Partnership Long-Term Incentive Plan

The Partnership has a long-term incentive plan that was adopted by Exterran GP LLC, the general partner of the Partnership’s general partner, in October 2006 for employees, directors and consultants of the Partnership, us or our respective affiliates. The long-term incentive plan currently permits the grant of awards covering an aggregate of 1,035,378 common units, common unit options, restricted units and phantom units. The long-term incentive plan is administered by the board of directors of Exterran GP LLC or a committee thereof (the “Plan Administrator”).

Unit options will have an exercise price that is not less than the fair market value of a common unit on the date of grant and will become exercisable over a period determined by the Plan Administrator. Phantom units are notional units that entitle the grantee to receive a common unit upon the vesting of the phantom unit or, at the discretion of the Plan Administrator, cash equal to the fair value of a common unit.

Partnership Phantom Units

During the year ended December 31, 2011, the Partnership granted 49,082 phantom units to officers and directors of Exterran GP LLC and certain of our employees, which vest 33 1/3% on each of the first three anniversaries of the grant date.
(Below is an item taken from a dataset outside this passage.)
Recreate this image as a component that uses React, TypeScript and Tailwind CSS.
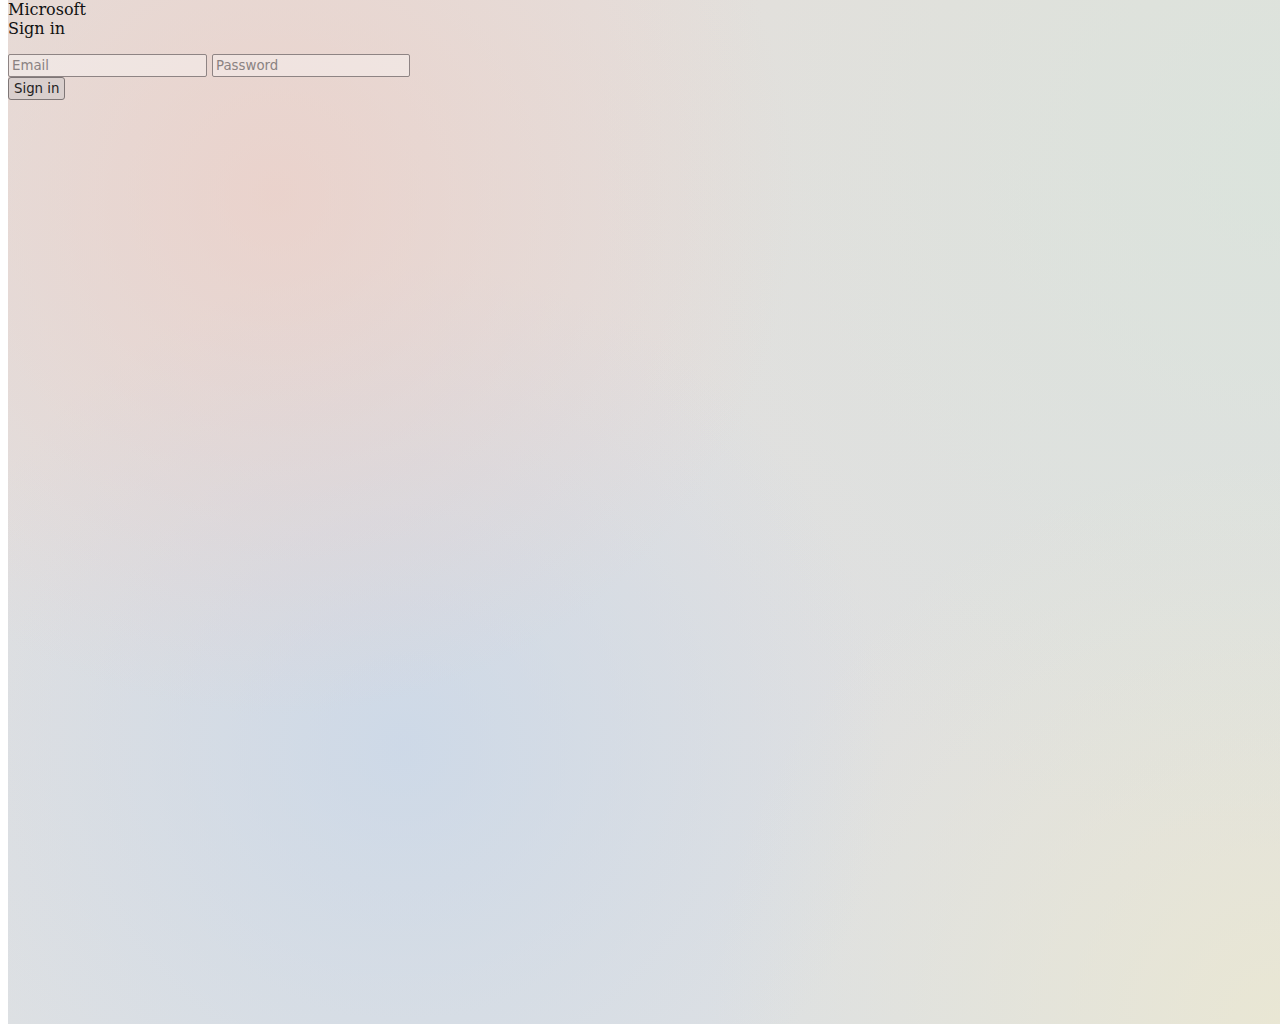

The following table presents phantom unit activity for the year ended December 31, 2011:

 

 

                 
    Phantom
Units
    Weighted
Average
Grant-Date
Fair Value
per Unit
 

Phantom units outstanding, December 31, 2010

    98,537     $ 19.23  

Granted

    49,082       24.70  

Vested

    (67,026     20.47  

Cancelled

    (5,326     22.56  
   

 

 

         

Phantom units outstanding, December 31, 2011

    75,267       21.45  
   

 

 

         

 

As of December 31, 2011, $1.4 million of unrecognized compensation cost related to unvested phantom units is expected to be recognized over the weighted-average period of 1.8 years.